Если знакомство Флоровского с основоположниками евразийства состоялось в Софии, то переписку по поводу своего «возвращения» в движение он вел уже с нового места жительства. Отсутствие перспектив профессиональной самореализации заставило Флоровского вместе с будущей женой Ксенией Ивановной Симоновой в декабре 1921 г. покинуть столицу Болгарии и перебраться в Прагу, являвшуюся тогда одним из главных центров русской диаспоры. В те годы в Чехословакии реализовывалась «русская акция», целью которой было обеспечение условий для продолжения научной и образовательной деятельности в среде русских эмигрантов. Это была масштабная правительственная программа, инициатором которой выступал лично президент страны Т. Масарик — специалист по русской истории и искренний симпатизант России. Благодаря «русской акции» в 1920–х гг. Прага значительно опередила другие города Европы по степени концентрации русской интеллигенции; в эти годы там жили и работали С. Н. Булгаков, Н. О.Лосский, В. Н.Лосский, П. И.Новгородцев, П. Б.Струве и др.
Властями Чехословакии была учреждена коллегия, состоявшая из ученых — представителей русской эмиграции, по рекомендации которых распределялись академические гранты. Вице- президентом этой коллегии был старый знакомый Флоровского П. И. Новгородцев. «Я впервые познакомился с Новгородцевым в Одессе, — вспоминал Флоровский, — куда он приехал с севера как беженец, держа путь далее на юг… затем встретился с ним снова в Софии, где он оказался проездом в Прагу»[96]. У Флоровского сложились хорошие отношения с Новгородцевым, и благодаря его поддержке в октябре 1921 г. Георгий Васильевич получил стипендию, позволявшую ему переехать в Чехословакию с целью продолжения академических исследований, а после защиты диссертации — место преподавателя Русского факультета права при Пражском Карловом университете, где Новгородцев был деканом. Защита магистерской диссертации Флоровского состоялась 3 июня 1923 г., оппонентами на ней выступили Н. О. Лосский, П. Б.Струве и В. В. Зеньковский, в зале присутствовал П. Н. Милюков.

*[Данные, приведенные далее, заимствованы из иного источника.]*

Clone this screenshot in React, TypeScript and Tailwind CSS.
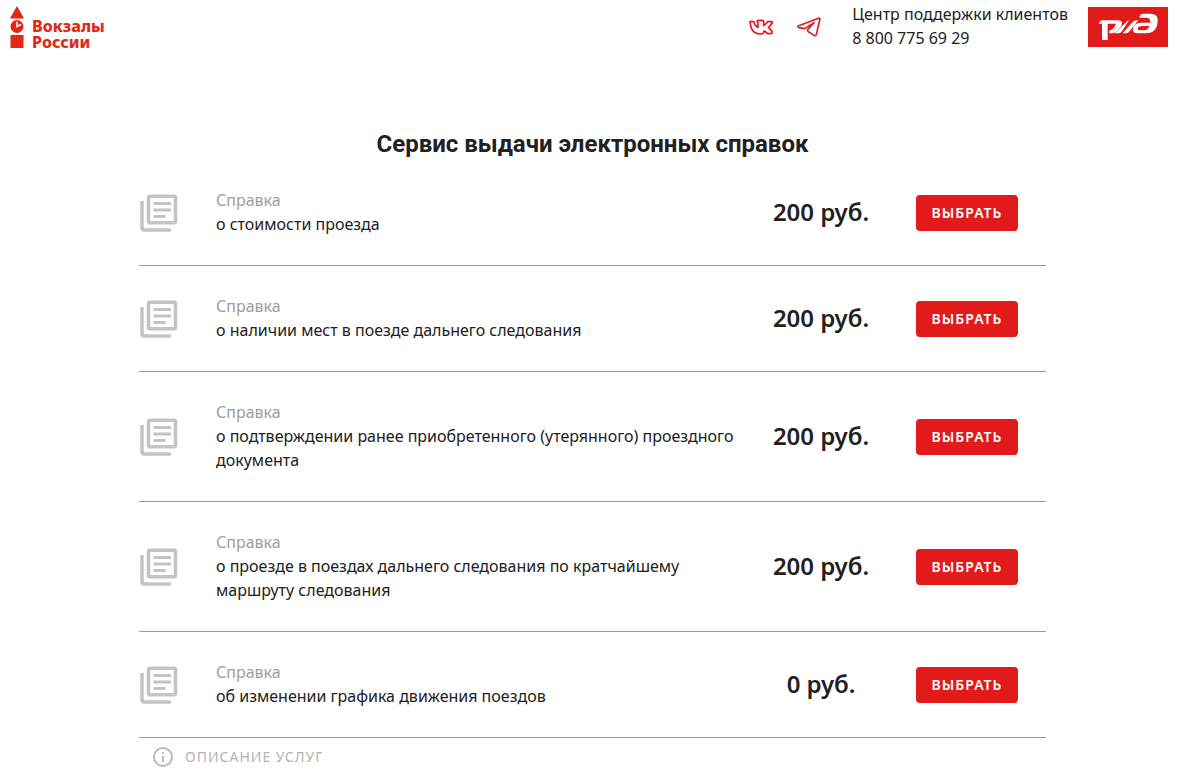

Кроме Новгородцева, в Праге Флоровский особенно сблизился со Струве и С. Н. Булгаковым. Близкий, если не сказать духовно–интимный, характер этих взаимоотношений показывают воспоминания Флоровского о своей свадьбе, состоявшейся в апреле 1922 г., когда «ввиду отсутствия родителей, госпожа Струве, по русскому обычаю, благословила мою жену, а Новгородцев — меня»[97]. Струве и Булгаков были кумирами юности Флоровского, когда он зачитывался их статьями в сборнике «Вехи», знакомство с которым стало одним из самых ярких духовных впечатлений его жизни[98]. И не случайно в 1921 г., пытаясь консолидировать евразийство с «веховским» направлением мысли, в качестве посредника для этого Флоровский избрал тогда еще лично ему не знакомого Струве, обратившись к нему в печати с пафосным открытым «письмом об евразийстве».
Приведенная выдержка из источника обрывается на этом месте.